Summary: The greatest threat to the Bible is believers who don’t live close enough to God’s Word for it to perform its purpose.
The Transforming Role of the Word
What is the greatest threat to the Bible?
A Soviet Russian dictionary defined the Bible as a ‘collection of fantastic legends without scientific support. It is full of dark hints, historical mistakes, and contradictions. It serves as a factor for gaining power and subjugating unknowing nations.
Naturalistic Science’s attempt to discredit the Bible.
There is a story about a New England teacher who quizzed a group of college-bound high-school juniors and seniors on the Bible. The quiz preceded a “Bible as Literature” class he planned to teach at Newton High School in Massachusetts, generally considered one of the best public schools in the nation. Among the most unusual answers from his students were: ‘Sodom and Gomorrah were lovers’ and ‘Jezebel was Ahab’s donkey.’
Other students thought that the four horsemen appeared ‘on the Acropolis,’ that the New Testament Gospels were written by Matthew, Mark, ‘Luther,’ and John, that Eve was created ‘from an apple,’ and that Jesus was ‘baptized by Moses.” The answer that took the misinformation prize was given by a fellow who was academically in the top 5 percent of the graduating class. The question: What was Golgotha? The answer: ‘Golgotha was the name of the giant who slew the apostle David.’
The greatest threat to the Bible is believers who don’t live close enough to God’s Word for it to perform its purpose.
“The Word of God is living and active. Sharper than any double-edged sword it penetrates even to dividing soul and spirit, joints and marrow; it judges the thoughts and attitudes of the heart.”
1. Scripture is an eternally relevant message from God
The story has been told of a South Sea Islander who proudly displayed his Bible to a GI during WW2. “We’ve outgrown that sort of thing,” the soldier said. The native smiled back, “It’s a good thing we haven’t. If it weren’t for this book, you’d have been a meal by now.”
“Your word, O Lord, is eternal; it stands firm in the heavens. Your faithfulness continues through all generations; you establish the earth, and it endures. Your laws endure to this day for all things serve you.” (Psalm 119:89-91)
2. Scripture accomplishes it goals
“So is my word that goes out from my mouth; It will not return to me empty, but will accomplish what I desire and achieve the purpose for which I sent it.” (Isaiah 55:11)
This is the same voice that uttered the word into existence, defeated armies, and some day will speak his judgment to the world.
a. Scripture discerns our spiritual condition
Our thoughts, attitudes, actions: legalistic attitudes, impurity of our thoughts.
It is our wrestling with the Word of God until we can say in unison with the apostle Paul, “Jesus Christ came to save sinners of whom I am the worst.”
Our communities of faith need to be places of real worship, reverence, and radical openness to the Word.

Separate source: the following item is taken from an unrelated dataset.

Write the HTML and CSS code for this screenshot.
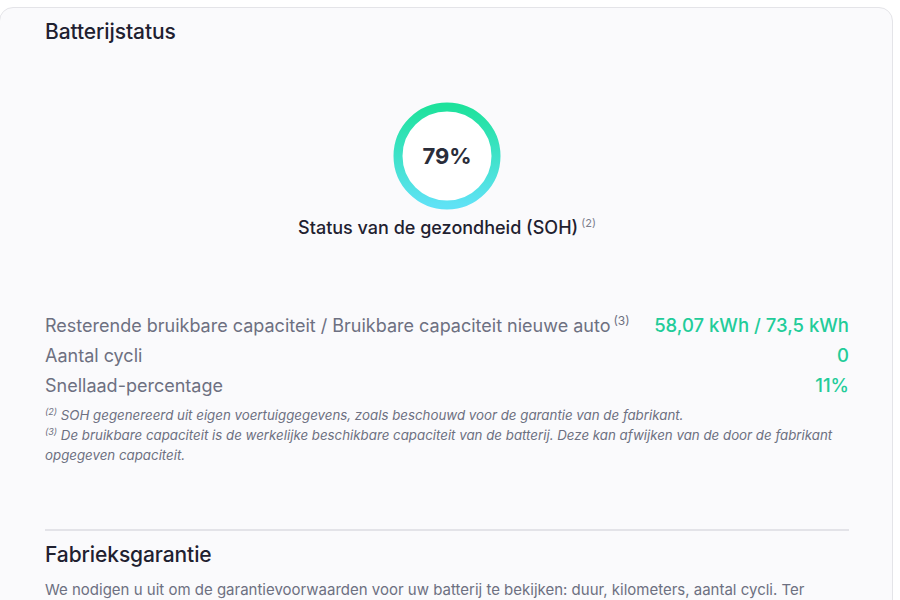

When those who are ‘playing church,’ stranded between Egypt and Canaan, truly enter into his presence and are confronted with his holiness, they will have their flippant, shallow ‘churchianity’ stripped away and, like Isaiah in the shadow of King Uzziah’s death, will find themselves naked before his striking presence, crying out that they are indeed ruined and dirty.
This is the power of the Word that caused Adam and Eve to realize their nakedness in the garden. This is the power of the Word that caused Peter to fall on his knees in acknowledgment of his sin before Christ. This is the power of the Word that caused Paul to transform from persecutor of the Church to lead European ambassador.
This ‘living and active’ Word reaches to the depths of our existence and lays bare who we really are before the all-seeing God. Our confrontation by the Word brings us in touch with the truth of God’s perceptiveness. God sees us inside-out. The question is whether we realize it and, by his grace, join him in investigating our true spiritual conditions.
We tend to think of great faith in terms of following God in the accomplishing of great deeds in the world or of overcoming great obstacles. Yet, true faith must begin with a face-to-face experience with God in his Word, by which we journey to the inner recesses of our own hearts.
The forging of a real-world faith means not only that one follows Christ into the Heavenlies to meet God, but that one follows Christ into the corridors of one’s inner space in order to develop the spirit of Christlikeness. And Christlikeness in the inner life means an advancing knowledge of one’s inner self and a growing ability to master it.
The great sword of the Spirit, the Word of God, serves as our guide in following Christ through the inner corridors of the heart. The confrontation by God’s living, piercing Word begins and must be a trademark of the true life of faith.